The first wave of Spectrum games released by Ultimate Play the Game, Jetpac, Pssst!, Cookie and TransAm, was an incredible mix of arcade games that really made people sit up and notice what both the Spectrum was capable of and of how brilliant Ultimate Play the Game were as a company. Prior to their arrival, most Spectrum games were pleasant affairs with nothing outstanding to report on. But Ultimate Play the Game released a consistently prolific series of highly polished and exceptional games, it seemed everyone owned these games. Of the four, it was Jetpac I played the most and clocked it several times before quitting. I didn't enjoy the single screen games of Pssst! and Cookie (the games were virtually identical) and TransAm while impressively fast, didn't really feel like there was a game inside to play. Their second wave of releases was heralded by Sabre Wulf on the Spectrum. A flick screen sword waggling hero. A rather tense game, and a difficult one at that. I have seen the map for this game and its very extensive. Sabre Wulf had you wandering around a flick screen map looking for the infamous four parts of an amulet which would open the doorway to the exit. The screen was always busy and full of enemies to fight, and there was also the unkillable Sabre Wulf himself that lurked around the edges of the map. I never completed the game as I was never a huge fan of the classic arcade adventure. I would play games like Avalon, Feud and Zug, but any game where map making was essential was a turn off. Also in this wave was Atic Atac and Lunar Jetman. Despite all this they created some of the finest games for the Spectrum and really managed to push the machine to its limits. Ultimate Play The Game/Rare Spectrum games are hard to find online as for legal reasons these ROMs are hidden/protected.

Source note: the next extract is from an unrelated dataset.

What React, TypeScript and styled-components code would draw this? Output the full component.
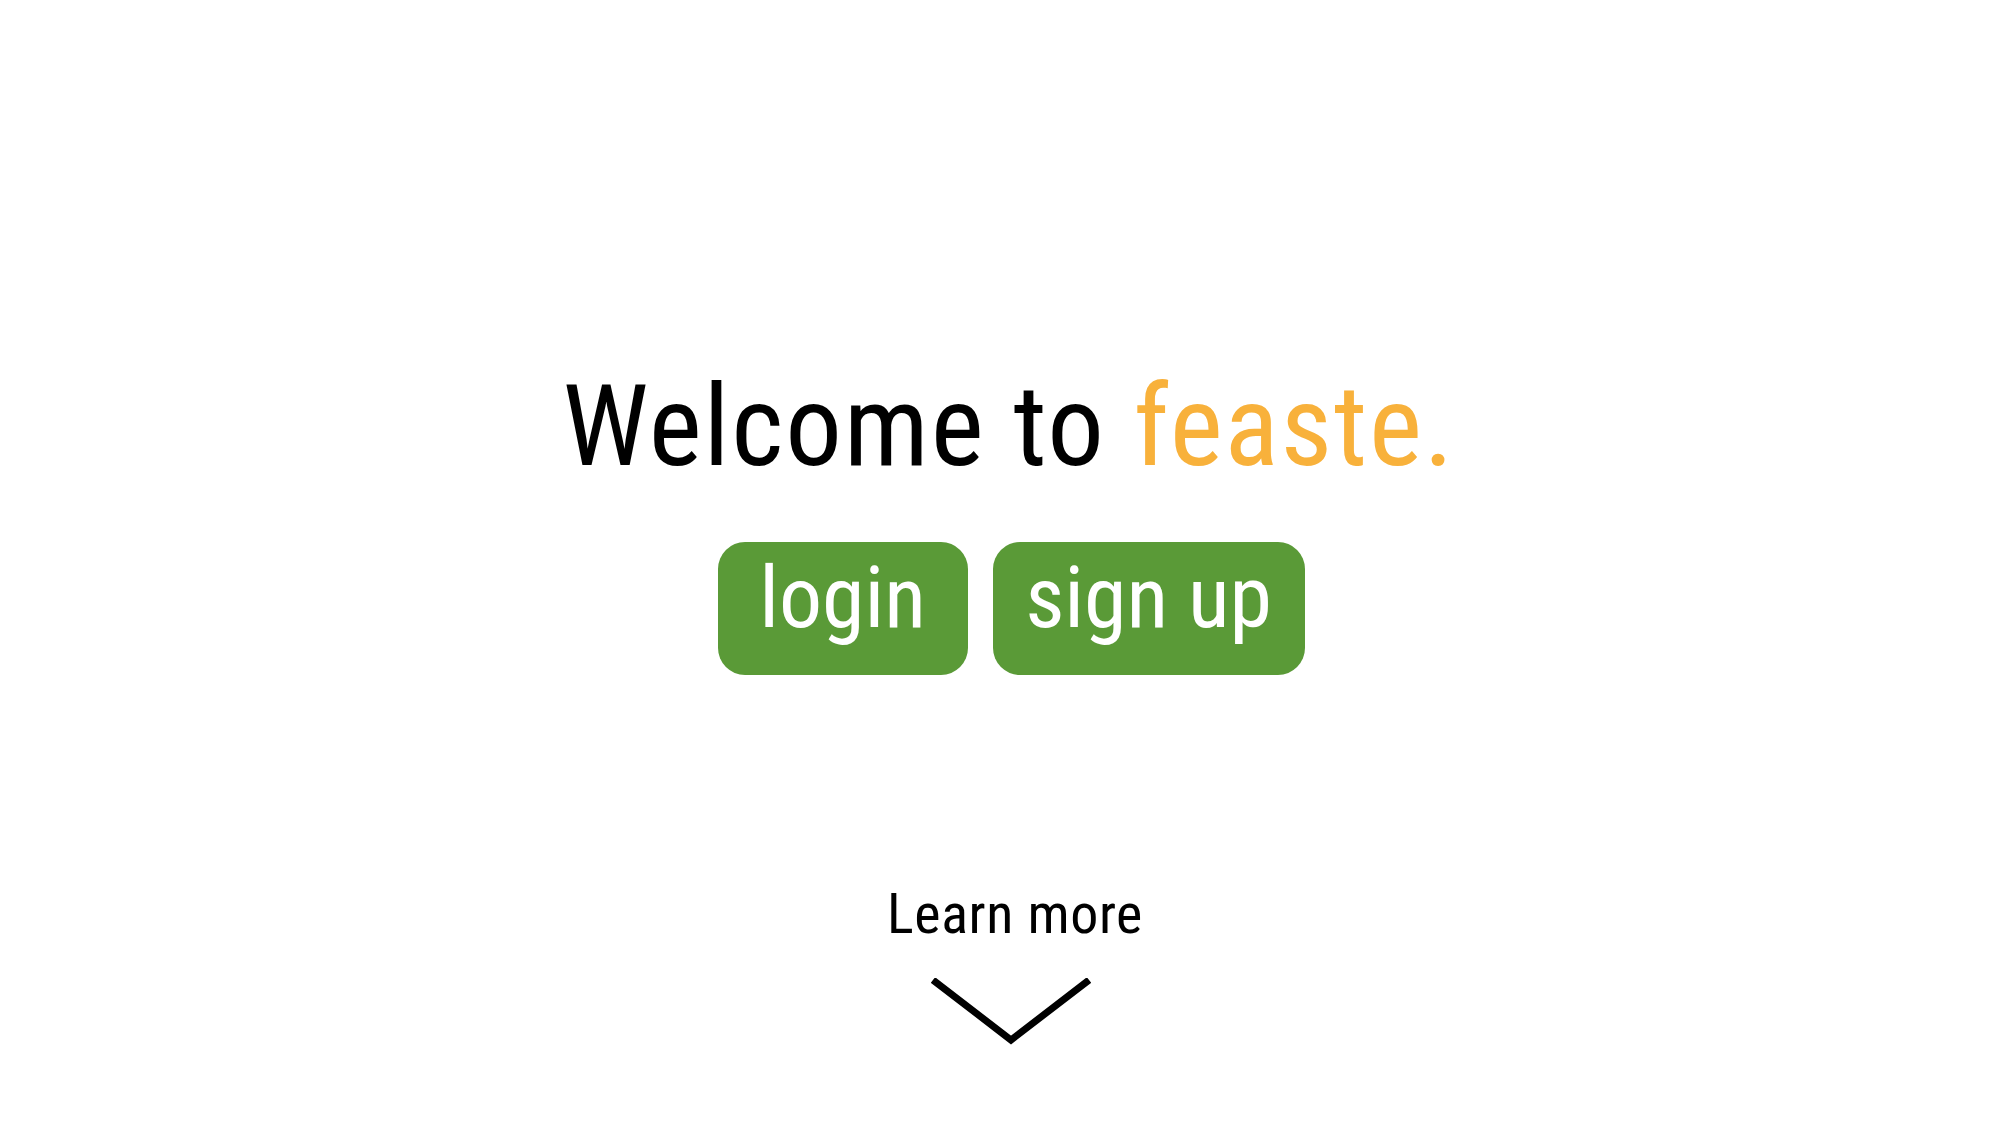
import styled, { createGlobalStyle } from 'styled-components';

const GlobalStyle = createGlobalStyle`
  html, body {
    margin: 0;
    padding: 0;
    background: #ffffff;
  }
  body {
    font-family: "Roboto", "Liberation Sans", sans-serif;
    font-stretch: condensed;
  }
`;

const Page = styled.main`
  min-height: 1132px;
  display: flex;
  flex-direction: column;
  align-items: center;
  padding: 370px 0 0 6px;
  box-sizing: border-box;
`;

const Heading = styled.h1`
  margin: 0;
  font-size: 113px;
  line-height: 1;
  font-weight: 400;
  letter-spacing: 1.8px;
  color: #000000;
`;

const Brand = styled.span`
  color: #f8b13b;
`;

const ButtonRow = styled.div`
  display: flex;
  gap: 25px;
  margin-top: 59px;
  padding-left: 4px;
`;

const PillButton = styled.button<{ $width: number }>`
  width: ${(p) => p.$width}px;
  height: 133px;
  padding: 13px 0 0;
  box-sizing: border-box;
  display: flex;
  justify-content: center;
  align-items: flex-start;
  border: none;
  border-radius: 27px;
  background: #5a9a37;
  color: #ffffff;
  font-family: inherit;
  font-stretch: inherit;
  font-size: 86px;
  line-height: 1;
  cursor: pointer;
`;

const LearnMore = styled.a`
  margin-top: 211px;
  padding-left: 12px;
  font-size: 56px;
  line-height: 1;
  letter-spacing: 0.6px;
  color: #000000;
  text-decoration: none;
`;

const Chevron = styled.svg`
  margin-top: 36px;
  margin-left: 4px;
  display: block;
`;

export default function App() {
  return (
    <>
      <GlobalStyle />
      <Page>
        <Heading>
          Welcome to <Brand>feaste.</Brand>
        </Heading>
        <ButtonRow>
          <PillButton $width={250}>login</PillButton>
          <PillButton $width={312}>sign up</PillButton>
        </ButtonRow>
        <LearnMore href="#">Learn more</LearnMore>
        <Chevron width="160" height="68" viewBox="0 0 160 68">
          <polyline
            points="2,2 80,62 158,2"
            fill="none"
            stroke="#000"
            strokeWidth="7"
          />
        </Chevron>
      </Page>
    </>
  );
}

Jetpac was the closest you could get to an arcade game experience (at the time) on the Spectrum. The game was fast, fluid and colourful. Playing like a single screen mixture of Defender and Joust, this game was enjoyable to play, and became, along with Manic Miner a leading symbol of the success of the Spectrum. You had a hero character who fired lasers across the screen in a very satisfying “spray” of colour. You jetpac hero also had real world physics and required bursts of jets to keep him hovering. It was an incredible achievement. Of all their games, this was the one I played the most. I played Jetpac and managed to “clock” the game, i.e. I went through all the different waves of enemies and built every different type of spaceship, before the game cycled around to the start again.

Psst! and Cookie almost seemed to be the same game as both looked and played almost identical. Psst! had you trying to grow a sunflower whilst exterminating insects that tried to eat it. You killed an insect with the same colour bug spray. Cookie had the same screen layout, but had you throwing flour bombs at ingredients knocking them into a mixing bowl. It makes sense to reuse the game engine.

Trans-Am was a top down driving game, but it seemed to make no sense to me. The game tasked you to drive to check points around a heavily shrunken map of Northern America. Whilst trying to do this you were chased by black cars attempted to bump and knock you off course. You also had to keep an eye on your fuel as an empty tank meant game over. You drove over fuel pumps to increase your fuel and carry on. It played like a very large scale game of Dodge-ems but with none of the fun. A lot of people really liked this game, but I didn't really see the appeal. There was no way to dispatch any of the chasing cars easily, and if you did, they simply reappeared.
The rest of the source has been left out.